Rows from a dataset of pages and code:
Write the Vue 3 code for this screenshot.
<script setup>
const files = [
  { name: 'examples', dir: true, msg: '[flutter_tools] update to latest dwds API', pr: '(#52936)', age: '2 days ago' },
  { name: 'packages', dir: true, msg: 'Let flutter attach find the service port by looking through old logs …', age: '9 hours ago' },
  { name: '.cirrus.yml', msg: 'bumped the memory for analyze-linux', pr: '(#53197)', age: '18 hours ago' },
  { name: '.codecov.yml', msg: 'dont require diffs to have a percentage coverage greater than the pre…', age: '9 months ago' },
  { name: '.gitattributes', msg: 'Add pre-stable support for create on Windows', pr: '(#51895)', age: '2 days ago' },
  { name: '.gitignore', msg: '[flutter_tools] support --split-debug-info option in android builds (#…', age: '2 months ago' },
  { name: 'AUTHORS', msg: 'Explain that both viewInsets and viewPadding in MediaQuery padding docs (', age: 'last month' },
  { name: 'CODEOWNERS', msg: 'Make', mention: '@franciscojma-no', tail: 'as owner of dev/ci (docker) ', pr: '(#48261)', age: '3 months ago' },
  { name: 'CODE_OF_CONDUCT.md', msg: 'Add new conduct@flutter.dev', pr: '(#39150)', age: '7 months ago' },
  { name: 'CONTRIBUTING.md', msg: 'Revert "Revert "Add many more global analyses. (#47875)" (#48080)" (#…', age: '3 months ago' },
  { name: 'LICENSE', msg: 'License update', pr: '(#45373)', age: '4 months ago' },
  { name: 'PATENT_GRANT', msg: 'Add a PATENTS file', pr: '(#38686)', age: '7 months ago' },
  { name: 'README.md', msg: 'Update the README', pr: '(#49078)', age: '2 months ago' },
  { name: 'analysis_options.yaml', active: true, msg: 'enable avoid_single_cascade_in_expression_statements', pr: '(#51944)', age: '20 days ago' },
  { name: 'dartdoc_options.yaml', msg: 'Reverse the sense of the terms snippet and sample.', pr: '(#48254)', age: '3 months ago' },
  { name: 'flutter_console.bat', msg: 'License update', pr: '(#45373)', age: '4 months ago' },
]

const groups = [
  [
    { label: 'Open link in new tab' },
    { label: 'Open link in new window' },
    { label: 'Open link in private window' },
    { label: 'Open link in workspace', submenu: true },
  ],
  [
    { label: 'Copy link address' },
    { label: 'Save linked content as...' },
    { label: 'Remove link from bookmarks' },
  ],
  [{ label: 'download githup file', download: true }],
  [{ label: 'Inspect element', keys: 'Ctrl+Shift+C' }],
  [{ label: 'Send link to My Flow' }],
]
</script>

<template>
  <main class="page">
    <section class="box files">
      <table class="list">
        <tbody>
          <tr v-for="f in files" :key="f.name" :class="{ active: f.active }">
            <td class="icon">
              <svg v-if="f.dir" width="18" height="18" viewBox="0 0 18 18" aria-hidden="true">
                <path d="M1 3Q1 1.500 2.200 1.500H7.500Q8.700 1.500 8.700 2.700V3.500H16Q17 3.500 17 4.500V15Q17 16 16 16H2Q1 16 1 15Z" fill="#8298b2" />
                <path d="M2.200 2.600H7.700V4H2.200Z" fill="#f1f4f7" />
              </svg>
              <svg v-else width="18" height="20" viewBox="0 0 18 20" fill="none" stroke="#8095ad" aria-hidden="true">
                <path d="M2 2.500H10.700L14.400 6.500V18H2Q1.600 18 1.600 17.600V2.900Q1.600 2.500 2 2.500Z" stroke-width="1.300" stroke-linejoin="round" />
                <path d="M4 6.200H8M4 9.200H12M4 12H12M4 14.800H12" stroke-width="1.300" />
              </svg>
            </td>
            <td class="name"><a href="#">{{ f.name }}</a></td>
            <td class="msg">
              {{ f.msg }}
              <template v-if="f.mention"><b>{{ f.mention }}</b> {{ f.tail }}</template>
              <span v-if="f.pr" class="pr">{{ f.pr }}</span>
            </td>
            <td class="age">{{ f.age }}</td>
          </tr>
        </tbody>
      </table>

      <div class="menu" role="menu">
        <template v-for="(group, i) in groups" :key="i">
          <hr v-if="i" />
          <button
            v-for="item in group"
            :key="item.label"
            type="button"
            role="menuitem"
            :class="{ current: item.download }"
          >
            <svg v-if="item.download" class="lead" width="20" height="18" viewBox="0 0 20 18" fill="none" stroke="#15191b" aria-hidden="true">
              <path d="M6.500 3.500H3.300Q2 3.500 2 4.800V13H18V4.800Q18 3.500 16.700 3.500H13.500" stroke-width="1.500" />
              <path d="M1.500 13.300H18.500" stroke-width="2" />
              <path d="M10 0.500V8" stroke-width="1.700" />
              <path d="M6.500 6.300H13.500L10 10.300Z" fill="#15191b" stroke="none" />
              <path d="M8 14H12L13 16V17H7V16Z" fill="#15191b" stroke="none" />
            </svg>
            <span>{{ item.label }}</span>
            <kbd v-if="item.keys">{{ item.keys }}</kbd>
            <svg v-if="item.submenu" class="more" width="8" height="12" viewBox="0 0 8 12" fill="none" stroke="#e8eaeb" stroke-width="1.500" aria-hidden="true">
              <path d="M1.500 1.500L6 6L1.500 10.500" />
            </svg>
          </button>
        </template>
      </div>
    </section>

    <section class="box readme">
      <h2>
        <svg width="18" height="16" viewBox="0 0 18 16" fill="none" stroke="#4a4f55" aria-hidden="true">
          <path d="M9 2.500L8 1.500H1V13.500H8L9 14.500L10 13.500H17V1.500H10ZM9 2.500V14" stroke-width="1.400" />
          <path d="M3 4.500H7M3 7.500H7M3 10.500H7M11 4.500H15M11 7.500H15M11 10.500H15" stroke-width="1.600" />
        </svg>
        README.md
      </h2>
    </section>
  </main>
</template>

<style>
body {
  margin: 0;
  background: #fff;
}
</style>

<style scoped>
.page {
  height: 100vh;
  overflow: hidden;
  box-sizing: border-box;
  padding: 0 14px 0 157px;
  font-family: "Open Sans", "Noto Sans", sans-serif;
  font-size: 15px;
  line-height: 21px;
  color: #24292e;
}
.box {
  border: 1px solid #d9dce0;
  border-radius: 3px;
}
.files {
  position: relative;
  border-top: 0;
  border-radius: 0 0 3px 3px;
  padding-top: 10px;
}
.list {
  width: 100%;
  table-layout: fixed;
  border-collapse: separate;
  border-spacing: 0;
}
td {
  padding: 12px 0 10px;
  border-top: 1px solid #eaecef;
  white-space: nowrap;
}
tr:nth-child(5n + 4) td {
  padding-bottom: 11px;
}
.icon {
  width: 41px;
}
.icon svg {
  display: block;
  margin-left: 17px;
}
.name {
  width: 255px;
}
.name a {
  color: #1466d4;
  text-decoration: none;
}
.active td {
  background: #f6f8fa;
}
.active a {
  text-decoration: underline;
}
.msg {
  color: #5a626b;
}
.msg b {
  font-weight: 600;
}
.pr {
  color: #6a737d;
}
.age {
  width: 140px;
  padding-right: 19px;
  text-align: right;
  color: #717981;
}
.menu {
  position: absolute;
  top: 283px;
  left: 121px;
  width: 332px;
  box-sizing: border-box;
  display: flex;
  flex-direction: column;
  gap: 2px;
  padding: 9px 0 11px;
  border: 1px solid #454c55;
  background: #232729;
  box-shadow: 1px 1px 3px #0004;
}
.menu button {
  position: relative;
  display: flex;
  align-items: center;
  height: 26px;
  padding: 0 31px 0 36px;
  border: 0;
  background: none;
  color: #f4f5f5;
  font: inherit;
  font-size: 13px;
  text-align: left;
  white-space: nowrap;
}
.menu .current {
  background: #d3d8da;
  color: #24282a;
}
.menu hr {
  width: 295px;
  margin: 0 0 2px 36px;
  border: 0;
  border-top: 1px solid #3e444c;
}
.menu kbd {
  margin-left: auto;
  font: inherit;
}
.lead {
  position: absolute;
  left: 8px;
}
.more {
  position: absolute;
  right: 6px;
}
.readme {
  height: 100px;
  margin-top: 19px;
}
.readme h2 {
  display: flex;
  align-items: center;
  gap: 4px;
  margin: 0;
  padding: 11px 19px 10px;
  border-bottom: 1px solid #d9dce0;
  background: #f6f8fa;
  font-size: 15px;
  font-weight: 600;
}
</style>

==

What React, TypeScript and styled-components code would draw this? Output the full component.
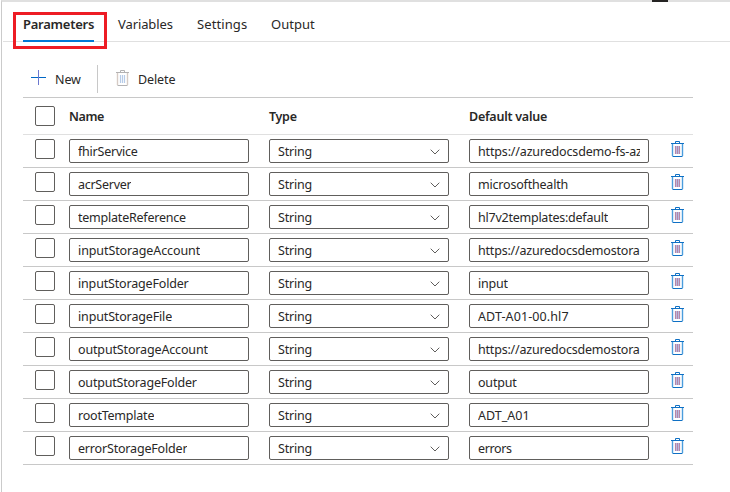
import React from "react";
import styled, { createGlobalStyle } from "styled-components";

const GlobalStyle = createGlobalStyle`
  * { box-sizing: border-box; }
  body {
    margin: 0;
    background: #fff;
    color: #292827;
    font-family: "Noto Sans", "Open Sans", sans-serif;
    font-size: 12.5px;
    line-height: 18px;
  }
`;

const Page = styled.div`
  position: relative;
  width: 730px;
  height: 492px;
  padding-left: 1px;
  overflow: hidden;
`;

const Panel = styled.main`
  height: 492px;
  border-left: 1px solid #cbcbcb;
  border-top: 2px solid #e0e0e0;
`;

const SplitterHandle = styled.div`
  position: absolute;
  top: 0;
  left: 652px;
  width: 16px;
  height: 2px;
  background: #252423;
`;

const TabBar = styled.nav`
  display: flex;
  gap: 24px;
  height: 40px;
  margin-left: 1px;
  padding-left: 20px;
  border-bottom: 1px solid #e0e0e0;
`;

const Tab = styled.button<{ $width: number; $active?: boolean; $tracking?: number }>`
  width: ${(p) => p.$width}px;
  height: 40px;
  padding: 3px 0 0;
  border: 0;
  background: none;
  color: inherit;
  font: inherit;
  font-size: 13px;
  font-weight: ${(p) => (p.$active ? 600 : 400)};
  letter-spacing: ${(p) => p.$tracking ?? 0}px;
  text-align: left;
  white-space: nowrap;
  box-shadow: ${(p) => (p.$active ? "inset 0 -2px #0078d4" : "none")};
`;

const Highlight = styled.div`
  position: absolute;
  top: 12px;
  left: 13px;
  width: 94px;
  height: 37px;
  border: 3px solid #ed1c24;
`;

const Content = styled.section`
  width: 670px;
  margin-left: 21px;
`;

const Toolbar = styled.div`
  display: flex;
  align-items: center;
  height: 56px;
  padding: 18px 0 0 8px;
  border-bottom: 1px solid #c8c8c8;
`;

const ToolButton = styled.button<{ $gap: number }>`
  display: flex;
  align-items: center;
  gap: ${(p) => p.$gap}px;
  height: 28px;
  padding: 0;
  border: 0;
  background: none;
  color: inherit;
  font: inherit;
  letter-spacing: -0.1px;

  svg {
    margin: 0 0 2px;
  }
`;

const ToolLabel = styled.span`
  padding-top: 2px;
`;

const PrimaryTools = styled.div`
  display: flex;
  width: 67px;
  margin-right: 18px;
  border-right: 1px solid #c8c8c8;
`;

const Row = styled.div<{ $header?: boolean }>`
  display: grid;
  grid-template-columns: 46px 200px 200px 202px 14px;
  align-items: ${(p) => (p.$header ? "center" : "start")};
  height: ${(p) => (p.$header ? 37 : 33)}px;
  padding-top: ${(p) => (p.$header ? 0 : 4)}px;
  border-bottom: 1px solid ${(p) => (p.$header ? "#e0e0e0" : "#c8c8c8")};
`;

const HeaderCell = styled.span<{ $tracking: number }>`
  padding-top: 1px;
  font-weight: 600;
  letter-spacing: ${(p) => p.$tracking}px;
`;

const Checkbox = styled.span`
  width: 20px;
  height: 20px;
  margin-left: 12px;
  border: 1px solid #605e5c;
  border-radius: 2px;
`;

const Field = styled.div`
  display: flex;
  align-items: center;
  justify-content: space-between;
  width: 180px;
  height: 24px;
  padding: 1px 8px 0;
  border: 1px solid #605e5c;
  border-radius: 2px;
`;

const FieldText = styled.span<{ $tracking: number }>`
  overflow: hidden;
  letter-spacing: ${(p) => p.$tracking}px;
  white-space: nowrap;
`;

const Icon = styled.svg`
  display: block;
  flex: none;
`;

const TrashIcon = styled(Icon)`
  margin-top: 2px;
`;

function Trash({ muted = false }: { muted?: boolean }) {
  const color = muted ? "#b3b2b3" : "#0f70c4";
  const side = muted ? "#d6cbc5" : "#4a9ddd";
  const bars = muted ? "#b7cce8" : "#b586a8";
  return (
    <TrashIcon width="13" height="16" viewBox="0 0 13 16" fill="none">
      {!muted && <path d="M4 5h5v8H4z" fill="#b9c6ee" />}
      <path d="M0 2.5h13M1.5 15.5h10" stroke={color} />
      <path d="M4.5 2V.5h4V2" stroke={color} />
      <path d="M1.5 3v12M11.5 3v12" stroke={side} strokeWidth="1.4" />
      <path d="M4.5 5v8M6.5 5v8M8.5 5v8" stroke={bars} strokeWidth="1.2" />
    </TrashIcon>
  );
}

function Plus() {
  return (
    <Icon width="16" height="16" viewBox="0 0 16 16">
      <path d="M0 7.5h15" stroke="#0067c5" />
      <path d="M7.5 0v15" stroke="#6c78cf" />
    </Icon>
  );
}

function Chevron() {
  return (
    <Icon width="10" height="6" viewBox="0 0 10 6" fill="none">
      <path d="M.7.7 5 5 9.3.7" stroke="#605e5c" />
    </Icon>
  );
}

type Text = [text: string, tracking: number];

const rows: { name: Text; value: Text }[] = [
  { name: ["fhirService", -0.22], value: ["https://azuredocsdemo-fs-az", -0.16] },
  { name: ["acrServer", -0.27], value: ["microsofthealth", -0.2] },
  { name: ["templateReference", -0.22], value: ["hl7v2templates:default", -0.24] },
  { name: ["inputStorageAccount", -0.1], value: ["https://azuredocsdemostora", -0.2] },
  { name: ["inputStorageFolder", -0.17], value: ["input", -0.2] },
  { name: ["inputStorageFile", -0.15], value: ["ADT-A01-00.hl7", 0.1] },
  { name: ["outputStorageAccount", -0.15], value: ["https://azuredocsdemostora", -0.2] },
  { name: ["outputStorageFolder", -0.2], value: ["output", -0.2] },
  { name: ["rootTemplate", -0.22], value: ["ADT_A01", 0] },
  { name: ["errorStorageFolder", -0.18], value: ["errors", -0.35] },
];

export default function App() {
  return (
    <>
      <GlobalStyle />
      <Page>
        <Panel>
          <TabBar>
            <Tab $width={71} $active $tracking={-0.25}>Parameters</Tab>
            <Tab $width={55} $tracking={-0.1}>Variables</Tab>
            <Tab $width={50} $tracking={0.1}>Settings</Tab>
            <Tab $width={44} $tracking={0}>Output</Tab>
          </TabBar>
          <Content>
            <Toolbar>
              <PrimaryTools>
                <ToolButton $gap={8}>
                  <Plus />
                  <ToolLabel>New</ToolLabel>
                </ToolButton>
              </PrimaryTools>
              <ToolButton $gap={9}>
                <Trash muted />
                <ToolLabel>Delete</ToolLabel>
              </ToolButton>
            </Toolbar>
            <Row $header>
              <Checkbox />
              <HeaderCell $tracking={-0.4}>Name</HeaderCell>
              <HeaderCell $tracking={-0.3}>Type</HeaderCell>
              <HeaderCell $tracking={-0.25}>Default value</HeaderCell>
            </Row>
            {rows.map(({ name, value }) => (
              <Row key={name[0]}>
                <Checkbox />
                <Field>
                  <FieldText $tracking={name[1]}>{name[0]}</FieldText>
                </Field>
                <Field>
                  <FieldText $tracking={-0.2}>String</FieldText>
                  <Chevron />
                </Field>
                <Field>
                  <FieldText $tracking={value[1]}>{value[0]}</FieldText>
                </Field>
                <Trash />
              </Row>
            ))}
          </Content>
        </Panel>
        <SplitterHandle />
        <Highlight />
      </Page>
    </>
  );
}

* [WHAT NEEDS TO BE DONE]: Return, from the data, each line that has the word "components" in it.

* [TASK OUTPUT]:
What React, TypeScript and styled-components code would draw this? Output the full component.
import styled, { createGlobalStyle } from "styled-components";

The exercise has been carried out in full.